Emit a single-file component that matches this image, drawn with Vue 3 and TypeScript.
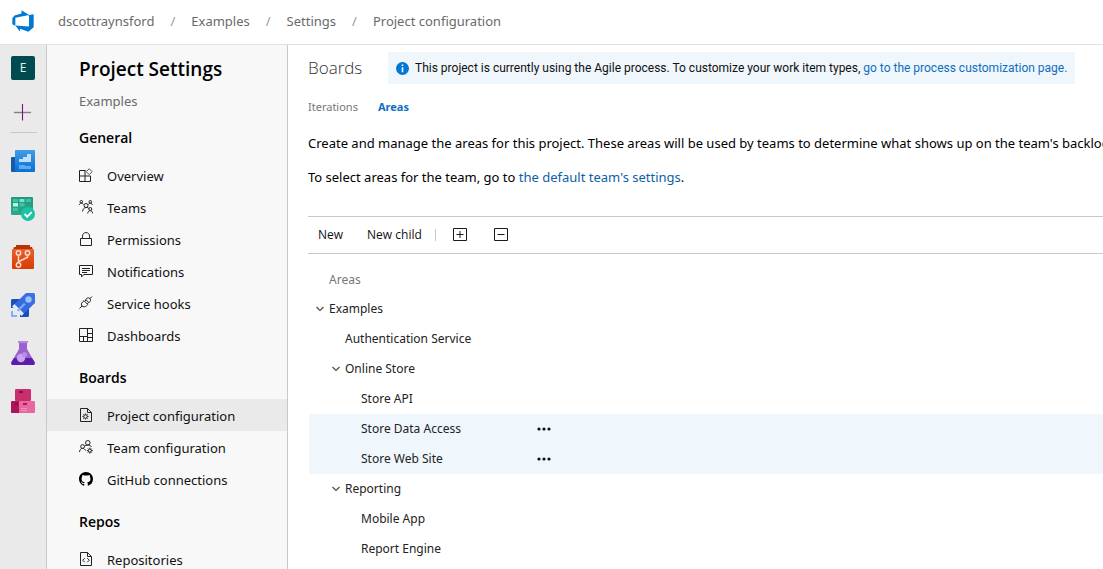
<script setup lang="ts">
import { computed, ref } from 'vue'

interface NavItem {
  label: string
  icon: string
}
interface NavGroup {
  title: string
  items: NavItem[]
}
interface AreaNode {
  name: string
  level: number
  expandable?: boolean
  active?: boolean
}

const crumbs = ['dscottraynsford', 'Examples', 'Settings', 'Project configuration']

const groups: NavGroup[] = [
  {
    title: 'General',
    items: [
      { label: 'Overview', icon: 'overview' },
      { label: 'Teams', icon: 'teams' },
      { label: 'Permissions', icon: 'lock' },
      { label: 'Notifications', icon: 'message' },
      { label: 'Service hooks', icon: 'plug' },
      { label: 'Dashboards', icon: 'dashboard' },
    ],
  },
  {
    title: 'Boards',
    items: [
      { label: 'Project configuration', icon: 'pageGear' },
      { label: 'Team configuration', icon: 'teamGear' },
      { label: 'GitHub connections', icon: 'github' },
    ],
  },
  {
    title: 'Repos',
    items: [{ label: 'Repositories', icon: 'pageCode' }],
  },
]

const selected = ref('Project configuration')

const nodes: AreaNode[] = [
  { name: 'Examples', level: 0, expandable: true },
  { name: 'Authentication Service', level: 1 },
  { name: 'Online Store', level: 1, expandable: true },
  { name: 'Store API', level: 2 },
  { name: 'Store Data Access', level: 2, active: true },
  { name: 'Store Web Site', level: 2, active: true },
  { name: 'Reporting', level: 1, expandable: true },
  { name: 'Mobile App', level: 2 },
  { name: 'Report Engine', level: 2 },
]

const collapsed = ref<string[]>([])

const visibleNodes = computed(() => {
  const shown: AreaNode[] = []
  let hiddenBelow = Infinity
  for (const node of nodes) {
    if (node.level > hiddenBelow) continue
    hiddenBelow = collapsed.value.includes(node.name) ? node.level : Infinity
    shown.push(node)
  }
  return shown
})

function toggle(name: string) {
  collapsed.value = collapsed.value.includes(name)
    ? collapsed.value.filter((n) => n !== name)
    : [...collapsed.value, name]
}
function expandAll() {
  collapsed.value = []
}
function collapseAll() {
  collapsed.value = nodes.filter((n) => n.expandable).map((n) => n.name)
}
</script>

<template>
  <div class="page">
    <header class="topbar">
      <a href="#" class="logo" aria-label="Azure DevOps">
        <svg width="24" height="24" viewBox="0 0 18 18" fill="#0078d4">
          <path d="M17 4v9.74l-4 3.28-6.2-2.26V17l-3.51-4.59 10.23.8V4.44zm-3.41.49L7.85 1v2.29L2.58 4.84 1 6.87v4.61l2.26 1V6.57z" />
        </svg>
      </a>
      <nav class="crumbs" aria-label="Breadcrumb">
        <template v-for="(crumb, i) in crumbs" :key="crumb">
          <span v-if="i > 0" class="slash">/</span>
          <a href="#">{{ crumb }}</a>
        </template>
      </nav>
    </header>

    <div class="body">
      <nav class="rail" aria-label="Services">
        <a href="#" class="tile">E</a>
        <button type="button" class="add" aria-label="Add">
          <svg width="24" height="24" viewBox="0 0 24 24">
            <path d="M3 12.5h17" stroke="#858080" stroke-width="1.4" />
            <path d="M11.5 4v16.500" stroke="#8a0a80" stroke-width="1.1" />
          </svg>
        </button>
        <span class="divider"></span>
        <a href="#" class="service" aria-label="Boards overview">
          <svg width="24" height="24" viewBox="0 0 24 24">
            <defs>
              <linearGradient id="gBlue" x1="0" y1="0" x2="0" y2="1"><stop offset="0" stop-color="#439ae8" /><stop offset="1" stop-color="#0a6fd4" /></linearGradient>
            </defs>
            <rect x="0" y="8" width="12" height="15" rx="1" fill="#155ca8" />
            <rect x="4" y="1" width="20" height="22" rx="1" fill="url(#gBlue)" />
            <path d="M8 13v-3h4V8h4V5h4v8z" fill="#bfe0fb" />
            <path d="M8 16h6v1h6v3H8z" fill="#5cabf0" />
          </svg>
        </a>
        <a href="#" class="service" aria-label="Boards">
          <svg width="24" height="24" viewBox="0 0 24 24">
            <defs>
              <linearGradient id="gGreen" x1="0" y1="0" x2="0" y2="1"><stop offset="0" stop-color="#1e9a80" /><stop offset="1" stop-color="#2ea78b" /></linearGradient>
            </defs>
            <rect x="0" y="0" width="22" height="18" rx="1" fill="url(#gGreen)" />
            <path d="M2 2h5v3H2zM15 2h5v3h-5zM8.500 6h5v3.500h-5zM2 11h5v3H2z" fill="#3fc3a2" />
            <path d="M8.500 2h5v3h-5z" fill="#7fe0c2" />
            <path d="M2 6h5v3.500H2z" fill="#b0f8e2" />
            <circle cx="17" cy="17" r="7" fill="#1cc3a6" />
            <path d="M13.500 17l2.700 2.700 4.500-4.500" fill="none" stroke="#fff" stroke-width="1.800" />
          </svg>
        </a>
        <a href="#" class="service" aria-label="Repos">
          <svg width="24" height="24" viewBox="0 0 24 24">
            <defs>
              <linearGradient id="gOrange" x1="0" y1="0" x2="0" y2="1"><stop offset="0" stop-color="#e8602c" /><stop offset="1" stop-color="#d83b01" /></linearGradient>
            </defs>
            <path d="M5 2V0h14v2h2l1 3H2l1-3z" fill="#b83408" />
            <rect x="1" y="4" width="22" height="20" rx="1" fill="url(#gOrange)" />
            <g fill="none" stroke="#ffd9c8" stroke-width="1.500">
              <circle cx="7.500" cy="8" r="2.200" />
              <circle cx="16.500" cy="8" r="2.200" />
              <circle cx="7.500" cy="20" r="2.200" />
              <path d="M7.500 10.200v7.600M16.500 10.200v2L8 16.500" />
            </g>
          </svg>
        </a>
        <a href="#" class="service" aria-label="Pipelines">
          <svg width="24" height="24" viewBox="0 0 24 24">
            <defs>
              <linearGradient id="gRocket" x1="1" y1="0" x2="0" y2="1"><stop offset="0" stop-color="#3c74e6" /><stop offset="1" stop-color="#2c66dc" /></linearGradient>
            </defs>
            <path d="M1 6h9v9H0V7z" fill="#1a4fbb" />
            <path d="M9 15h9v8l-1 1H9z" fill="#174dbd" />
            <path d="M15 0h8l1 1v9L13 20.500 3.500 11z" fill="url(#gRocket)" />
            <path d="M3.500 11l9.500 9.500-2.500 2.500L1 13.500z" fill="#dfe8fa" />
            <path d="M6 17l7-7 1.500 1.500-7 7z" fill="#85abf5" />
            <circle cx="17.500" cy="6.500" r="3.200" fill="#9dbcfa" />
            <path d="M0 18h2v4h4v2H0z" fill="#8aadf4" />
          </svg>
        </a>
        <a href="#" class="service" aria-label="Test Plans">
          <svg width="24" height="24" viewBox="0 0 24 24">
            <path d="M8 1h8v7l7.500 13c.8 1.600 0 3-1.800 3H2.300C.5 24-.3 22.600.5 21L8 8z" fill="#9a63d0" />
            <path d="M3 17h18l2.500 4c.8 1.600 0 3-1.800 3H2.300C.5 24-.3 22.600.5 21z" fill="#5c1ea8" />
            <path d="M7 0h10v2H7z" fill="#b78ae2" />
            <circle cx="10" cy="17" r="4.200" fill="#c9a2f2" />
            <circle cx="13.500" cy="13.500" r="2.600" fill="#b88bea" />
          </svg>
        </a>
        <a href="#" class="service" aria-label="Artifacts">
          <svg width="24" height="24" viewBox="0 0 24 24">
            <rect x="4" y="0" width="16" height="12" rx="1" fill="#cb2e6d" />
            <rect x="0" y="12" width="9" height="12" rx="1" fill="#ad1457" />
            <rect x="8" y="12" width="16" height="12" rx="1" fill="#e9679f" />
            <path d="M8 2h4v2H8zM4 14h3v2H4z" fill="#8a0c45" />
            <path d="M12 14h4v2h-4z" fill="#b3175a" />
            <path d="M10 19h6v1h-6zM10 21h6v1h-6z" fill="#f293ba" />
          </svg>
        </a>
      </nav>

      <aside class="sidebar">
        <h1>Project Settings</h1>
        <p class="sub">Examples</p>
        <section v-for="group in groups" :key="group.title">
          <h2>{{ group.title }}</h2>
          <ul>
            <li v-for="item in group.items" :key="item.label">
              <a href="#" :class="['item', { selected: item.label === selected }]" @click.prevent="selected = item.label">
                <svg width="14" height="16" viewBox="0 0 14 16" fill="none" stroke="#222" stroke-width="1">
                  <template v-if="item.icon === 'overview'">
                    <path d="M6.500 2.500h-6v11h11v-5.500h-11M6 2.500v11" />
                    <path d="M10.200.7l3 3-3 3-3-3z" stroke="#555" />
                  </template>
                  <template v-else-if="item.icon === 'teams'">
                    <circle cx="2.300" cy="1.800" r="1.300" />
                    <circle cx="11.300" cy="1.800" r="1.300" />
                    <circle cx="7" cy="5.500" r="2" />
                    <circle cx="11.300" cy="9" r="1.500" />
                    <path d="M.3 5c.3-1.200 1-1.900 2-1.900S4 3.600 4.600 4.500M9.400 4.500c.4-.9 1-1.400 1.900-1.400s1.800.7 2 1.900M3.500 11.500C4 9 5 7.700 7 7.500s2.300.6 2.900 1M8.700 13.500c.2-1.900 1.200-2.800 2.600-2.800s2.200.9 2.400 2.800" />
                  </template>
                  <template v-else-if="item.icon === 'lock'">
                    <path d="M1.500 6.500h11v7h-11zM3.500 6.500V4.200C3.500 2 4.900.6 7 .6s3.500 1.400 3.500 3.600v2.300" />
                  </template>
                  <template v-else-if="item.icon === 'message'">
                    <path d="M.5 1.500h13v9H5l-2.500 2.300v-2.300h-2zM3 4.500h8M3 6.500h8M3 8.500h5" />
                  </template>
                  <template v-else-if="item.icon === 'plug'">
                    <path d="M.5 12.500L3 10M10.500 3L13 .5M3 10c-1-1.500-.6-2.800.5-3.900L5 4.700l3.800 3.800-1.400 1.400C6.200 11 4.500 11.200 3 10zM5.600 5.300l1.600-1.500M8.200 7.900l1.500-1.500M6.700 3.400l1.200-1.100c1-.7 2-.6 2.900.2s1 2 .2 3L9.900 6.700z" />
                  </template>
                  <template v-else-if="item.icon === 'dashboard'">
                    <path d="M.5.500h13v13H.5zM8.500.5v13M.5 8.500h8M8.500 5.500h5M4.500 8.500v5M8.500 9.500h5" />
                  </template>
                  <template v-else-if="item.icon === 'pageGear'">
                    <path d="M1.500.5h7l4 4v9h-11zM8.500.5v4h4" />
                    <circle cx="6.500" cy="8.500" r="1.800" />
                    <path d="M6.500 5.500v1.200M6.500 10.300v1.200M3.500 8.500h1.200M8.300 8.500h1.200M4.400 6.400l.8.8M7.800 9.800l.8.8M4.400 10.600l.8-.8M7.800 7.200l.8-.8" />
                  </template>
                  <template v-else-if="item.icon === 'teamGear'">
                    <circle cx="8.800" cy="2.800" r="2.300" />
                    <circle cx="3.600" cy="6.500" r="1.900" />
                    <path d="M.5 12c.3-2.400 1.300-3.600 3.100-3.600 1.300 0 2.300.8 2.900 2.100M5.600 6.300C6.300 5.500 7.400 5 8.800 5c1.600 0 2.800.6 3.700 1.800" />
                    <circle cx="10.800" cy="10.600" r="1.600" />
                    <path d="M10.800 7.600v1.400M10.800 12.200v1.400M7.800 10.600h1.400M12.400 10.600h1.400M8.800 8.600l.8.8M12 11.800l.8.800M8.800 12.600l.8-.8M12 9.400l.8-.8" />
                  </template>
                  <template v-else-if="item.icon === 'github'">
                    <path
                      transform="scale(.875)"
                      fill="#000"
                      stroke="none"
                      d="M8 0C3.580 0 0 3.580 0 8c0 3.540 2.290 6.530 5.470 7.590.4.070.55-.17.55-.38 0-.19-.01-.82-.01-1.490-2.010.37-2.530-.49-2.690-.94-.09-.23-.48-.94-.82-1.130-.28-.15-.68-.52-.01-.53.63-.01 1.080.58 1.230.82.72 1.210 1.870.87 2.330.66.07-.52.28-.87.51-1.070-1.780-.2-3.640-.89-3.640-3.950 0-.87.31-1.590.82-2.150-.08-.2-.36-1.020.08-2.120 0 0 .67-.21 2.200.82.64-.18 1.320-.27 2-.27s1.360.09 2 .27c1.530-1.040 2.200-.82 2.200-.82.44 1.100.16 1.920.08 2.120.51.56.82 1.270.82 2.150 0 3.070-1.870 3.750-3.650 3.950.29.25.54.73.54 1.480 0 1.070-.01 1.930-.01 2.200 0 .21.15.46.55.38A8.010 8.010 0 0016 8c0-4.420-3.580-8-8-8z"
                    />
                  </template>
                  <template v-else>
                    <path d="M1.500.5h7l4 4v9h-11zM8.500.5v4h4" />
                    <path d="M5.700 6.200L3.700 8.200l2 2M8.300 6.200l2 2-2 2" />
                  </template>
                </svg>
                <span>{{ item.label }}</span>
              </a>
            </li>
          </ul>
        </section>
      </aside>

      <main class="main">
        <div class="heading">
          <h2>Boards</h2>
          <p class="banner">
            <svg width="13" height="13" viewBox="0 0 13 13">
              <circle cx="6.500" cy="6.500" r="6.500" fill="#0078d4" />
              <path d="M5.700 2.500h1.600v1.600H5.700zM5.700 5.200h1.600v5H5.700z" fill="#fff" />
            </svg>
            <span>This project is currently using the Agile process. To customize your work item types, <a href="#">go to the process customization page.</a></span>
          </p>
        </div>

        <nav class="tabs" aria-label="Boards settings">
          <a href="#">Iterations</a>
          <a href="#" class="current" aria-current="page">Areas</a>
        </nav>

        <div class="intro">
          <p>Create and manage the areas for this project. These areas will be used by teams to determine what shows up on the team's backlog</p>
          <p>To select areas for the team, go to <a href="#">the default team's settings</a>.</p>
        </div>

        <div class="toolbar" role="toolbar" aria-label="Area actions">
          <button type="button">New</button>
          <button type="button">New child</button>
          <span class="bar"></span>
          <button type="button" class="square" aria-label="Expand all" @click="expandAll">
            <svg width="14" height="14" viewBox="0 0 14 14" fill="none" stroke="#1a1a1a"><path d="M.5.500h13v12H.5zM3.500 6.500h7M7 3v7" /></svg>
          </button>
          <button type="button" class="square" aria-label="Collapse all" @click="collapseAll">
            <svg width="14" height="14" viewBox="0 0 14 14" fill="none" stroke="#1a1a1a"><path d="M.5.500h13v12H.5zM3.500 6.500h7" /></svg>
          </button>
        </div>

        <table class="tree">
          <thead>
            <tr>
              <th scope="col">Areas</th>
              <td></td>
            </tr>
          </thead>
          <tbody>
            <tr v-for="node in visibleNodes" :key="node.name" :class="{ active: node.active }">
              <td>
                <div :class="['node', 'level-' + node.level]">
                  <button v-if="node.expandable" type="button" class="chevron" :aria-label="'Toggle ' + node.name" @click="toggle(node.name)">
                    <svg width="8" height="6" viewBox="0 0 8 6" fill="none" stroke="#5c4a30" stroke-width="1.200"><path d="M.5 1L4 4.500 7.500 1" /></svg>
                  </button>
                  <span v-else class="chevron"></span>
                  <span>{{ node.name }}</span>
                </div>
              </td>
              <td>
                <button v-if="node.active" type="button" class="more" :aria-label="'Actions for ' + node.name">
                  <svg width="14" height="4" viewBox="0 0 14 4" fill="#111"><circle cx="2" cy="2" r="1.600" /><circle cx="7" cy="2" r="1.600" /><circle cx="12" cy="2" r="1.600" /></svg>
                </button>
              </td>
            </tr>
          </tbody>
        </table>
      </main>
    </div>
  </div>
</template>

<style>
body {
  margin: 0;
  overflow: hidden;
}
</style>

<style scoped>
.page {
  display: flex;
  flex-direction: column;
  height: 100vh;
  overflow: hidden;
  background: #fff;
  color: #111;
  font-family: "Noto Sans", "Open Sans", sans-serif;
  font-size: 13px;
  line-height: 20px;
}
h1,
h2,
p,
ul {
  margin: 0;
  padding: 0;
}
h1,
h2 {
  font-family: "Open Sans", "Noto Sans", sans-serif;
}
ul {
  list-style: none;
}
a {
  color: inherit;
  text-decoration: none;
}
button {
  margin: 0;
  padding: 0;
  border: 0;
  background: none;
  color: inherit;
  font: inherit;
  cursor: pointer;
}
svg {
  display: block;
  flex: none;
}

.topbar {
  display: flex;
  flex: none;
  align-items: center;
  height: 44px;
  padding-left: 11px;
  border-bottom: 1px solid #e1e1e1;
}
.logo {
  padding-bottom: 2px;
}
.crumbs {
  display: flex;
  gap: 16px;
  margin-left: 23px;
  padding-bottom: 2px;
  color: #6a6a6a;
  white-space: nowrap;
}
.slash {
  color: #999;
}

.body {
  display: flex;
  flex: 1;
  min-height: 0;
}
.rail {
  display: flex;
  flex: none;
  flex-direction: column;
  align-items: center;
  box-sizing: border-box;
  width: 47px;
  padding-top: 11px;
  border-right: 1px solid #c8c8c8;
  background: #eaeaea;
}
.tile {
  width: 24px;
  border-radius: 2px;
  background: #004b50;
  color: #e4eeee;
  font-size: 12px;
  line-height: 24px;
  text-align: center;
}
.add {
  margin-top: 20px;
}
.divider {
  width: 27px;
  height: 1px;
  margin: 8px 0 16px;
  background: #c8c8c8;
}
.service {
  margin-bottom: 24px;
}

.sidebar {
  flex: none;
  box-sizing: border-box;
  width: 241px;
  padding-top: 10px;
  overflow: hidden;
  border-right: 1px solid #c8c8c8;
  background: #f8f8f8;
}
.sidebar h1 {
  padding-left: 32px;
  color: #000;
  font-size: 19px;
  font-weight: 600;
  line-height: 28px;
}
.sub {
  margin-top: 8px;
  padding-left: 32px;
  color: #6a6a6a;
}
.sidebar h2 {
  box-sizing: border-box;
  height: 48px;
  padding: 5px 0 0 32px;
  color: #000;
  font-size: 14px;
  font-weight: 600;
  line-height: 44px;
}
.item {
  display: flex;
  align-items: center;
  gap: 14px;
  box-sizing: border-box;
  height: 32px;
  padding: 2px 0 0 32px;
}
.item.selected {
  background: #eaeaea;
}

.main {
  flex: 1;
  min-width: 0;
  padding: 7px 0 0 20px;
  overflow: hidden;
}
.heading {
  display: flex;
  align-items: center;
  white-space: nowrap;
}
.heading h2 {
  width: 80px;
  color: #333;
  font-size: 17px;
  font-weight: 300;
  line-height: 32px;
}
.banner {
  display: flex;
  align-items: center;
  gap: 6px;
  height: 32px;
  padding: 0 8px;
  background: #eff6fc;
  font-family: Roboto, "Open Sans", sans-serif;
  font-size: 12px;
}
.banner a {
  color: #106ebe;
}
.intro a {
  color: #0b61a4;
}
.tabs {
  display: flex;
  gap: 20px;
  margin-top: 13px;
  color: #777;
  font-size: 11px;
}
.current {
  color: #106ebe;
  font-weight: 700;
}
.intro {
  display: grid;
  gap: 14px;
  margin-top: 16px;
  color: #000;
  white-space: nowrap;
}
.toolbar {
  display: flex;
  align-items: center;
  height: 36px;
  margin-top: 29px;
  padding-left: 10px;
  border-top: 1px solid #c8c8c8;
  border-bottom: 1px solid #c8c8c8;
  font-family: "Open Sans", "Noto Sans", sans-serif;
  font-size: 12px;
}
.toolbar button + button {
  margin-left: 24px;
}
.bar {
  width: 1px;
  height: 12px;
  margin: 0 17px 0 13px;
  background: #c8c8c8;
}
.toolbar .square + .square {
  margin-left: 27px;
}

.tree {
  width: calc(100% - 1px);
  margin: 12px 0 0 1px;
  border-collapse: collapse;
  table-layout: fixed;
  color: #222;
  font-size: 12px;
}
.tree td,
.tree th {
  height: 30px;
  padding: 0;
  vertical-align: middle;
}
.tree thead td,
.tree thead th {
  height: 28px;
}
.tree th {
  box-sizing: border-box;
  width: 228px;
  padding-left: 20px;
  color: #777;
  font-weight: 400;
  text-align: left;
}
.active {
  background: #eff6fc;
}
.node {
  display: flex;
  align-items: center;
}
.level-1 {
  padding-left: 16px;
}
.level-2 {
  padding-left: 32px;
}
.chevron {
  display: flex;
  justify-content: center;
  width: 14px;
  margin-left: 4px;
  margin-right: 2px;
}
.more {
  display: block;
}
</style>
---------------
(Set exercise): Copy exactly the lines running from the beginning of the listing through the line that has "['dscottraynsford', 'Examples', 'Settings', 'Project". Drop the pictures.

(Final result):
Emit a single-file component that matches this image, drawn with Vue 3 and TypeScript.
<script setup lang="ts">
import { computed, ref } from 'vue'

interface NavItem {
  label: string
  icon: string
}
interface NavGroup {
  title: string
  items: NavItem[]
}
interface AreaNode {
  name: string
  level: number
  expandable?: boolean
  active?: boolean
}

const crumbs = ['dscottraynsford', 'Examples', 'Settings', 'Project configuration']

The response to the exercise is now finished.